Well, interest rates have been rising over the past two months, as the Bank of Canada has increased the overnight rate by 0.50% since the beginning of June. As a result, Canadian’s have had their variable mortgage rates go up by the same amount, while fixed mortgage rates have stayed relatively level or even dropped slightly during that time (although this is due to government bond yields rather than interest rates). View more details on fixed versus variable mortgage rates. But what has this meant for GIC rates? And what influences GIC rates?
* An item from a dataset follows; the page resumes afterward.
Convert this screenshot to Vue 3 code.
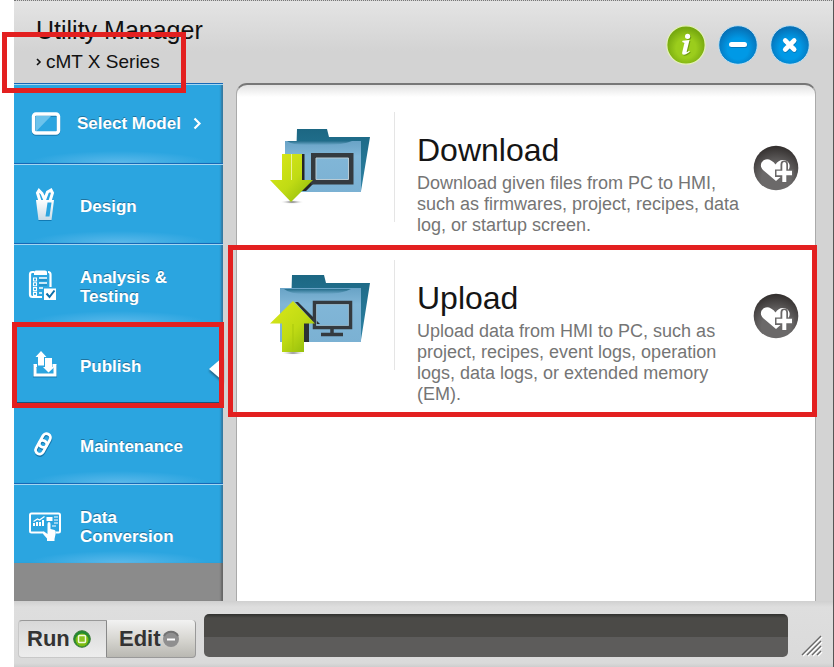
<script setup>
import { ref } from 'vue'

const active = ref('Publish')
const mode = ref('Run')

const items = [
  { label: 'Select Model', icon: 'model' },
  { label: 'Design', icon: 'design' },
  { label: 'Analysis & Testing', icon: 'analysis' },
  { label: 'Publish', icon: 'publish' },
  { label: 'Maintenance', icon: 'link' },
  { label: 'Data Conversion', icon: 'data' },
]

const cards = [
  {
    title: 'Download',
    text: 'Download given files from PC to HMI, such as firmwares, project, recipes, data log, or startup screen.',
  },
  {
    title: 'Upload',
    text: 'Upload data from HMI to PC, such as project, recipes, event logs, operation logs, data logs, or extended memory (EM).',
  },
]
</script>

<template>
  <div class="window">
    <header class="header">
      <div class="titles">
        <h1>Utility Manager</h1>
        <p class="series">
          <svg width="6" height="8" viewBox="0 0 6 8"><path d="M1 1l3 3-3 3" fill="none" stroke="#111" stroke-width="1.6" /></svg>
          <span>cMT X Series</span>
        </p>
        <span class="mark mark-series"></span>
      </div>
      <div class="controls">
        <button type="button" class="round" aria-label="Information">
          <svg width="40" height="40" viewBox="0 0 40 40">
            <defs>
              <radialGradient id="gGreen" cx=".5" cy=".58" r=".52">
                <stop offset=".5" stop-color="#9bcd1c" /><stop offset="1" stop-color="#76a80f" />
              </radialGradient>
            </defs>
            <circle cx="20" cy="20" r="19.2" fill="url(#gGreen)" stroke="#e4f2b8" stroke-width="1.2" />
            <g transform="translate(1 1)" fill="#56800a" opacity=".6">
              <circle cx="21.6" cy="11.3" r="2.6" />
              <path d="M16.500 15.800l7-.8-2.800 11.600c-.2 1 .6.8 2.600-.8l.5.8c-3 3.200-8.200 4.800-7.600 1l2.200-9.600-2.200-1z" />
            </g>
            <circle cx="21.6" cy="11.3" r="2.6" fill="#fff" />
            <path d="M16.500 15.800l7-.8-2.800 11.600c-.2 1 .6.8 2.600-.8l.5.8c-3 3.200-8.200 4.800-7.600 1l2.200-9.600-2.200-1z" fill="#fff" />
          </svg>
        </button>
        <button type="button" class="round" aria-label="Minimize">
          <svg width="40" height="40" viewBox="0 0 40 40">
            <defs>
              <radialGradient id="gBlue" cx=".5" cy=".6" r=".54">
                <stop offset=".5" stop-color="#0099e6" /><stop offset="1" stop-color="#0672b8" />
              </radialGradient>
            </defs>
            <circle cx="20" cy="20" r="19.3" fill="url(#gBlue)" stroke="#bfe0f2" stroke-width="1" />
            <rect x="11.5" y="18" width="18" height="5" rx="2.5" fill="#07558c" opacity=".5" />
            <rect x="11" y="17" width="18" height="5" rx="2.5" fill="#fff" />
          </svg>
        </button>
        <button type="button" class="round" aria-label="Close">
          <svg width="40" height="40" viewBox="0 0 40 40">
            <circle cx="20" cy="20" r="19.3" fill="url(#gBlue)" stroke="#bfe0f2" stroke-width="1" />
            <path d="M15.500 16.500l9 9m0-9l-9 9" stroke="#07558c" stroke-width="4.600" stroke-linecap="round" opacity=".5" />
            <path d="M15.200 15.500l9 9m0-9l-9 9" stroke="#fff" stroke-width="4.600" stroke-linecap="round" />
          </svg>
        </button>
      </div>
    </header>

    <div class="body">
      <nav class="sidebar">
        <button
          v-for="item in items"
          :key="item.label"
          type="button"
          class="nav-item"
          :class="{ active: active === item.label, first: item.icon === 'model' }"
          @click="active = item.label"
        >
          <span class="nav-icon">
            <svg v-if="item.icon === 'model'" width="30" height="26" viewBox="0 0 30 26">
              <rect x="2.5" y="4" width="25" height="19" rx="2.5" fill="#2ba5e0" stroke="#167ab0" stroke-width="3.5" />
              <path d="M5 20.500V5h15z" fill="#6cc3ec" />
              <rect x="2.5" y="3" width="25" height="19" rx="2.5" fill="none" stroke="#fff" stroke-width="3.5" />
            </svg>
            <svg v-else-if="item.icon === 'design'" width="30" height="36" viewBox="0 0 30 36">
              <defs><linearGradient id="cup" x1="0" y1="0" x2="0" y2="1"><stop offset="0" stop-color="#fff" /><stop offset="1" stop-color="#c9dbe6" /></linearGradient></defs>
              <path d="M10 14L7.500 6l1.500-2.500 3 3 3 7M14.500 13l3-8 3.500-2 1.500 3-2.500 8" fill="none" stroke="#fff" stroke-width="3" />
              <path d="M6 13h18l-2.500 20h-13z" fill="url(#cup)" />
              <path d="M17.500 15.500h4l-2 14h-4z" fill="#2ba5e0" />
              <path d="M8.500 33.500h13" stroke="#117ab4" />
            </svg>
            <svg v-else-if="item.icon === 'analysis'" class="shift" width="30" height="32" viewBox="0 0 30 32">
              <path d="M6 3H4.500Q2 3 2 5.500v20Q2 28 4.500 28H14M20 3q2.500 0 2.500 2.500V18" fill="none" stroke="#fff" stroke-width="2.200" />
              <path d="M6 6V3q0-1.500 2-1.500h9Q19 1.500 19 3v3z" fill="#fff" />
              <path d="M5.500 9h3v3h-3zM5.500 13.800h3v3h-3zM5.500 18.600h3v3h-3zM5.500 23.400h3v3h-3z" fill="none" stroke="#fff" stroke-width="1.100" />
              <path d="M11 9h8M11 14h8M11 19h4M11 24h3" stroke="#fff" stroke-width="1.300" />
              <path d="M11 11h8M11 16h8" stroke="#167ab0" stroke-width=".8" />
              <rect x="16" y="19.5" width="12" height="11.5" fill="#fff" />
              <path d="M18.500 24.500l3 3.500 5-6.500" fill="none" stroke="#0b6faa" stroke-width="2" />
            </svg>
            <svg v-else-if="item.icon === 'publish'" width="26" height="28" viewBox="0 0 26 28">
              <path d="M5 15.500H2.500V25h21v-9.500H21" fill="none" stroke="#157bb1" stroke-width="3" />
              <path d="M5 14.500H3v9.500h20v-9.500h-2.500" fill="none" stroke="#fff" stroke-width="3" />
              <path d="M9 0l5.500 6H12v8.500H6V6H3.500zM13 7h7v9h2.500L16.500 21.500 11 16h2z" fill="#fff" />
            </svg>
            <svg v-else-if="item.icon === 'link'" class="shift" width="26" height="28" viewBox="0 0 26 28">
              <g fill="none" transform="rotate(29 13 13)" stroke-width="2.8">
                <g stroke="#1477ad" transform="translate(1 1)">
                  <rect x="9" y="1.8" width="8" height="14.5" rx="4" />
                  <rect x="9" y="9.5" width="8" height="14.5" rx="4" />
                </g>
                <rect x="9" y="1.8" width="8" height="14.5" rx="4" stroke="#fff" />
                <rect x="9" y="9.5" width="8" height="14.5" rx="4" stroke="#fff" />
              </g>
            </svg>
            <svg v-else width="34" height="36" viewBox="0 -4 34 36">
              <path d="M16 21.500H3.500Q2 21.500 2 20V4q0-1.500 1.500-1.500h27Q32 2.500 32 4v16q0 1.500-1.500 1.500H28" fill="none" stroke="#fff" stroke-width="2" />
              <path d="M6 15v-3M9 15v-4M12 15v-4M15 15V9" stroke="#fff" stroke-width="2" />
              <path d="M5.500 10.500l4-2.500 2 1 5-3.500" fill="none" stroke="#fff" stroke-width="1.200" />
              <path d="M18.500 6h6v4h-6z" fill="#fff" />
              <path d="M26 6h4M26 9h4M26 12h4M24 15h4" stroke="#fff" stroke-width="1.200" />
              <path d="M19 30v-2.500l-3.500-4q-1.500-2.500.500-3l3.500 2.500V13q0-2 1.500-2t1.500 2v5l4 1q1.500.5 1.300 3L26.500 28v2z" fill="#fff" />
            </svg>
          </span>
          <span class="nav-label">{{ item.label }}</span>
          <svg v-if="item.icon === 'model'" class="chevron" width="9" height="13" viewBox="0 0 9 13"><path d="M1.500 1.500l5 5-5 5" fill="none" stroke="#fff" stroke-width="2.200" /></svg>
          <span v-if="active === item.label" class="pointer"></span>
          <span v-if="item.label === 'Publish'" class="mark mark-nav"></span>
        </button>
      </nav>

      <main class="panel">
        <article v-for="card in cards" :key="card.title" class="card">
          <div class="art">
            <svg v-if="card.title === 'Download'" width="100" height="84" viewBox="0 0 100 84">
              <defs>
                <linearGradient id="back" x1="0" y1="0" x2="0" y2="1"><stop offset="0" stop-color="#1c6783" /><stop offset="1" stop-color="#2e83a5" /></linearGradient>
                <linearGradient id="front" x1="0" y1="0" x2="0" y2="1"><stop offset="0" stop-color="#69a3c6" /><stop offset=".3" stop-color="#81b6d7" /><stop offset="1" stop-color="#7bb1d3" /></linearGradient>
                <linearGradient id="arrow" x1="0" y1="0" x2="1" y2="1"><stop offset="0" stop-color="#dce819" /><stop offset=".55" stop-color="#c0db14" /><stop offset="1" stop-color="#87b50a" /></linearGradient>
                <linearGradient id="fold" x1="0" y1="0" x2="0" y2="1"><stop offset="0" stop-color="#246d8a" /><stop offset="1" stop-color="#6ea8ca" /></linearGradient>
                <radialGradient id="ground"><stop offset="0" stop-color="#555" /><stop offset="1" stop-color="#fff" stop-opacity="0" /></radialGradient>
              </defs>
              <path d="M27 3h30l2 8h41l-9 54H25z" fill="url(#back)" />
              <path d="M15 15h76v51H15z" fill="url(#front)" />
              <path d="M17 15h65q-9 4-27 4H36q-14 0-19-4z" fill="url(#fold)" />
              <path d="M32 28h2.500v26H47L36 65h-6z" fill="#252525" />
              <path d="M43.500 29.500h37.500v26.500H43.500z" fill="none" stroke="#343a3f" stroke-width="5" />
              <path d="M46 32h32.500v21.500H46z" fill="none" stroke="#b9cbd4" />
              <ellipse cx="22" cy="76" rx="12" ry="2" fill="url(#ground)" />
              <path d="M12 28h20v26h11L21 76 0 54h12z" fill="url(#arrow)" />
              <path d="M21.500 28v26" stroke="#edf395" />
            </svg>
            <svg v-else width="100" height="84" viewBox="0 0 100 84">
              <path d="M22 1h32l2 8h44l-9 57H20z" fill="url(#back)" />
              <path d="M10 14h81v54H10z" fill="url(#front)" />
              <path d="M14 15h67q-9 5-27 5H35q-15 0-21-5z" fill="url(#fold)" />
              <path d="M25 28h3l22 22h-5zM34 49h5v19h-5z" fill="#2b3035" />
              <path d="M44.500 28.500h36v25h-36z" fill="none" stroke="#343a3f" stroke-width="3.500" />
              <path d="M46.500 30.500h32v21h-32z" fill="none" stroke="#9dbac9" stroke-width=".7" />
              <path d="M62 55v5M51 60.500h22" fill="none" stroke="#343a3f" stroke-width="3.500" />
              <ellipse cx="23" cy="79" rx="12" ry="1.8" fill="url(#ground)" />
              <path d="M23 27l22 22.500H34V78H12V49.500H0z" fill="url(#arrow)" />
              <path d="M23 50v28" stroke="#a9c70d" />
            </svg>
          </div>
          <div class="divider"></div>
          <div class="copy">
            <h2>{{ card.title }}</h2>
            <p>{{ card.text }}</p>
          </div>
          <button type="button" class="favorite" :aria-label="'Add ' + card.title + ' to favorites'">
            <svg width="46" height="46" viewBox="0 0 46 46">
              <defs>
                <radialGradient id="gDark" cx=".5" cy=".75" r=".72"><stop offset=".45" stop-color="#6b6969" /><stop offset="1" stop-color="#353130" /></radialGradient>
              </defs>
              <circle cx="23" cy="23" r="22.3" fill="url(#gDark)" />
              <path d="M23 36L10 25C4 18.500 12 11.500 18 15.500q3 1.500 4.500 4 3-4.500 7-4.500c6 0 9 5 6 10z" fill="#fff" />
              <path d="M28 38v-6h-6v-7.500h5.500V19.500q0-4 3.800-4t3.700 4v5h5.500V32H35v6z" fill="#696767" />
              <path d="M29.300 25.800V20q0-3 2-3t2 3v5.800H39v4.400h-5.700V37h-4v-6.800h-5.800v-4.400z" fill="#fff" />
            </svg>
          </button>
          <span v-if="card.title === 'Upload'" class="mark mark-card"></span>
        </article>
      </main>
    </div>

    <footer class="footer">
      <div class="modes">
        <button type="button" class="mode run" :aria-pressed="mode === 'Run'" @click="mode = 'Run'">
          <span>Run</span>
          <svg width="18" height="18" viewBox="0 0 18 18">
            <circle cx="9" cy="9" r="8.3" fill="#218a32" stroke="#397a34" />
            <circle cx="9" cy="10" r="6.5" fill="#7cbb12" />
            <rect x="5.5" y="5.5" width="7" height="7" rx="1" fill="#8bc220" stroke="#f2fae0" stroke-width="1.5" />
          </svg>
        </button>
        <button type="button" class="mode edit" :aria-pressed="mode === 'Edit'" @click="mode = 'Edit'">
          <span>Edit</span>
          <svg width="18" height="18" viewBox="0 0 18 18">
            <circle cx="9" cy="9" r="8" fill="#8f8f8f" />
            <path d="M2 6a8 8 0 0 1 14 0" fill="none" stroke="#737373" stroke-width="2" />
            <path d="M5 9.500h8" stroke="#fff" stroke-width="2" />
          </svg>
        </button>
      </div>
      <div class="status"></div>
      <svg class="grip" width="22" height="22" viewBox="0 0 22 22">
        <path d="M2 21L21 2M7 21L21 7M12 21l9-9M17 21l4-4" stroke="#fff" stroke-width="1.500" />
        <path d="M1 20L20 1M6 20L20 6M11 20l9-9M16 20l4-4" stroke="#686868" stroke-width="1.400" />
      </svg>
    </footer>
  </div>
</template>

<style>
body {
  margin: 0;
  background: #fff;
}
</style>

<style scoped>
* {
  box-sizing: border-box;
}
button {
  padding: 0;
  border: 0;
  background: none;
  font: inherit;
  color: inherit;
  cursor: pointer;
}
svg {
  display: block;
  flex: none;
}
h1, h2, p {
  margin: 0;
  font-weight: 400;
}
.window {
  display: flex;
  flex-direction: column;
  min-height: 100vh;
  margin-left: 14px;
  border-top: 1px dotted #777;
  border-right: 1px solid #555;
  background: #d3d3d3;
  font-family: "Liberation Sans", Arial, sans-serif;
}
.header {
  display: flex;
  justify-content: space-between;
  height: 82px;
  padding: 14px 23px 0 22px;
  background: linear-gradient(#e4e4e4, #d3d3d3 50px);
}
.titles {
  position: relative;
}
h1 {
  font-size: 25px;
  line-height: 30px;
  color: #111;
}
.series {
  display: flex;
  align-items: center;
  gap: 4px;
  font-size: 19px;
  line-height: 34px;
  color: #111;
}
.mark {
  position: absolute;
  border: 5px solid #e32020;
  pointer-events: none;
  z-index: 2;
}
.mark-series {
  left: -34px;
  top: 17px;
  width: 184px;
  height: 61px;
}
.controls {
  display: flex;
  gap: 12px;
  padding-top: 10px;
}
.round {
  width: 40px;
  height: 40px;
  border-radius: 50%;
}
.body {
  display: flex;
  flex: 1;
  gap: 13px;
  padding-right: 17px;
}
.sidebar {
  flex: none;
  width: 209px;
  background: #8b8b8b;
  box-shadow: inset -3px 0 2px -1px #666;
}
.nav-item {
  position: relative;
  display: flex;
  align-items: center;
  width: 100%;
  height: 80px;
  padding: 2px 0 0 14px;
  border-top: 1px solid #1769b8;
  background: radial-gradient(ellipse 90px 12px at 50% 100%, #5cb9ea, transparent), #2ba5e0;
  box-shadow: inset 0 1px #a5d6f0, inset -3px 0 2px -1px #3579a0;
  color: #fff;
  font-size: 17px;
  font-weight: 700;
  line-height: 19px;
  text-align: left;
  text-shadow: 0 -1px #21739e;
}
.nav-item.active {
  background: #2ba5e0;
  border-top-color: #2ba5e0;
  box-shadow: inset -3px 0 2px -1px #3579a0, inset 0 -1px #14547c;
}
.nav-item.first {
  padding-top: 0;
}
.nav-icon {
  display: flex;
  justify-content: center;
  width: 34px;
  margin-right: 18px;
}
.first .nav-icon {
  width: 36px;
  margin-right: 13px;
}
.shift {
  margin-right: 4px;
}
.nav-label {
  max-width: 110px;
  padding-top: 4px;
}
.first .nav-label {
  padding-top: 0;
}
.chevron {
  margin-left: 12px;
}
.pointer {
  position: absolute;
  right: 0;
  top: 33px;
  border: solid transparent;
  border-width: 12px 14px 12px 0;
  border-right-color: #fff;
  filter: drop-shadow(0 2px 1px #245e7e);
}
.mark-nav {
  left: -2px;
  top: -2px;
  width: 212px;
  height: 86px;
}
.panel {
  flex: 1;
  padding-top: 15px;
  border: solid #777;
  border-width: 2px 1px 0;
  border-left-color: #aaa;
  border-right-color: #aaa;
  border-radius: 11px 11px 0 0;
  background: linear-gradient(#e2e2e2, #fff 12px);
}
.card {
  position: relative;
  display: grid;
  grid-template-columns: 124px 1px 1fr 46px;
  align-items: start;
  padding: 12px 16px 12px 33px;
  min-height: 148px;
}
.art {
  padding-top: 14px;
}
.divider {
  height: 110px;
  background: #e5e5e5;
}
.copy {
  padding: 18px 10px 0 22px;
}
h2 {
  font-size: 32px;
  line-height: 40px;
  color: #151515;
}
.copy p {
  padding-top: 3px;
  color: #757575;
  font-size: 18px;
  line-height: 21px;
}
.favorite {
  width: 46px;
  height: 46px;
  margin-top: 33px;
  border-radius: 50%;
}
.mark-card {
  inset: -3px -2px 0 -9px;
}
.footer {
  display: flex;
  height: 66px;
  padding: 13px 10px 10px 4px;
  background: linear-gradient(#d0d0d0, #dedede 6px, #dadada 62px, #cecece);
}
.modes {
  display: flex;
  height: 38px;
  margin-top: 6px;
  border-radius: 4px;
}
.mode {
  display: flex;
  align-items: center;
  width: 89px;
  color: #333;
  font-size: 22px;
  font-weight: 700;
}
.run {
  gap: 3px;
  padding-left: 8px;
  border: 1px solid #c8c8c8;
  border-top-color: #999;
  border-right-color: #888;
  border-radius: 4px 0 0 4px;
  background: linear-gradient(#d8d8d8, #ededed);
}
.edit {
  gap: 1px;
  padding-left: 12px;
  border-right: 1px solid #999;
  border-bottom: 1px solid #999;
  border-radius: 0 4px 4px 0;
  background: linear-gradient(#f2f2f2, #d8d7d2 50%, #b9b8b2);
}
.status {
  flex: 1;
  margin: 0 13px 0 8px;
  border-radius: 5px;
  background: linear-gradient(#30302e, #4b4a47 4px, #4b4a47 23px, #5d5c5b 23px);
}
.grip {
  align-self: flex-end;
}
</style>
Ally Bank has had the highest 5 year GIC rate for awhile now, and has been advertising it heavily, and it was at 4% for the longest while. I checked our latest GIC rates page today and saw that their 5 year GIC rate dropped by 0.25% earlier this week to 3.75% while their 2 year GIC rate increased by 0.05% to 2.65%. So what’s the reasoning behind this?
What affects GIC rates?
The Globe and Mail’s Rob Carrick wrote an article on this last month. He interviewed BMO’s head of investments and they outlined that GIC rates are influenced:
- Returns on GICs and bonds are indirectly influenced by the Bank of Canada’s actions, a greater factor is the outlook for inflation and international stock markets
- When stocks calm down and there’s a feeling that economic growth is gaining momentum, bond prices will drop, and bond yields will rise
- GICs take their cue from bonds, but not entirely, as there are also market forces at work here
- GICs are used to finance lending, notably mortgages. So you offer a 2 year GIC rate at 2.65%,get in a bunch of deposits, and then loan out 2 year mortgages at 3.65% and you have your spread or profit margin
- At any point, banks and other lenders that are keen to expand their lending might get aggressive with GIC rates, whereas more cautious banks are more likely to let rates languish
- This can result in quite a wide variance in GIC rates
Today’s bond yields
If we take a look at the 5 year Government of Canada bond yield, it’s currently down 2.45% just today (July 29, 2010 at 11.15am). This is due to a lower earnings reports from Canadian companies and GDP data from Canada and the US, while global markets were also not doing well, as stocks in Asia and Europe are lower on economic worries.
These national and global economic worries could be the main driver on why we’ve seen longer term best GIC rates fall this week, and if things continue this way, and there is continued talk of a double dip recession still occurring, then we could be in for a lower GIC rates in the near future.